Section 4 presents the evaluation metrics, detailed results, and comparative analyses for age prediction using voice features and neural networks.
Section 5 concludes the paper with a summary and suggestions for future research.
5. Conclusions
In this study, four different speech feature extraction methods and four neural network architectures were employed to predict the ages of Korean male and female speakers aged between their teens and 50s, with the goal of identifying the optimal age-prediction combination specific to Korean speech. While many studies have explored predicting age from speech, few have focused on Korean speech, and most either lack specific age ranges or do not segment the data into distinct age groups. To address these limitations, this study used a large Korean dataset to predict ten segmented age groups.
The speech features used were the Mel spectrogram, log-Mel spectrogram, MFCCs, and MFCCs + ΔMFCCs, while the deep learning models comprised ResNet-50, 1D-CNN, 2D-CNN, and ViT. Among the four speech features, the model that achieved the highest average accuracy was ViT. For all combinations, the age prediction performance for males surpassed that for females. For both males and females, the highest accuracy was obtained when MFCCs + ΔMFCCs was trained on 1D-CNN, with accuracies of 88.16% and 81.95%, respectively. This combination represented the optimal pairing of speech features and models specialized for the Korean speech dataset presented in this study.
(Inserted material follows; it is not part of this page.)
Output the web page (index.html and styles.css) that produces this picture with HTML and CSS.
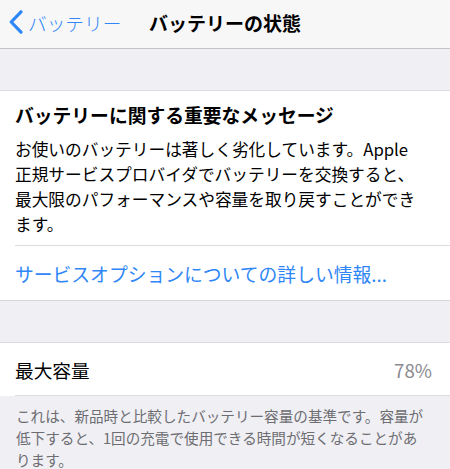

While this study employed established deep learning architectures, there remains significant potential for developing novel architectures that are specifically optimized for speech age prediction. Future research could focus on specialized attention mechanisms that more effectively capture age-specific vocal characteristics. Furthermore, exploring hybrid architectures that integrate the strengths of CNNs and transformers may enhance model performance, whereas investigating self-supervised learning approaches could leverage unlabeled speech data more efficiently. For female speakers, further analysis is recommended to identify the underlying factors that make distinguishing voices of those in their late 30s from those in their early 40s more challenging. The model could also be extended to perform multitask learning, allowing simultaneous recognition of age, emotions, place of origin, and other characteristics.
Nevertheless, our current framework achieves state-of-the-art performance for fine-grained Korean speech age prediction while maintaining practical applicability, demonstrating significant improvements over existing approaches. The achievement of 88.16% accuracy across ten distinct age groups represents a substantial advance in the field, particularly given the challenging nature of distinguishing between narrowly separated age ranges. The results of this study can be applied to personalized services designed for Korean speech or services sensitive to narrow age ranges. The model trained on the optimal combination demonstrated strong performance in predicting 10 segmented age groups by using short speech samples. This suggests the feasibility of automated age prediction for large, unspecified populations with potential applications in various fields. Although applying speech data from different languages or cultural backgrounds may not guarantee the same level of performance, the preprocessing techniques and framework presented in this study offer a valuable reference for the development of more advanced models and applications in speech recognition and age prediction. Looking ahead, this approach presents promising potential to further improve automated speech systems across diverse linguistic and cultural contexts. Nonetheless, several open issues remain, such as further investigating age-related changes beyond the 50s, addressing the scarcity of high-quality labeled data in other dialects and languages, and exploring advanced techniques (e.g., self-supervised or domain-adaptive methods) to enhance model robustness. These directions could pave the way for more inclusive and accurate age prediction systems, extending the applicability of this research to a broader demographic scope and a wider range of linguistic and cultural environments.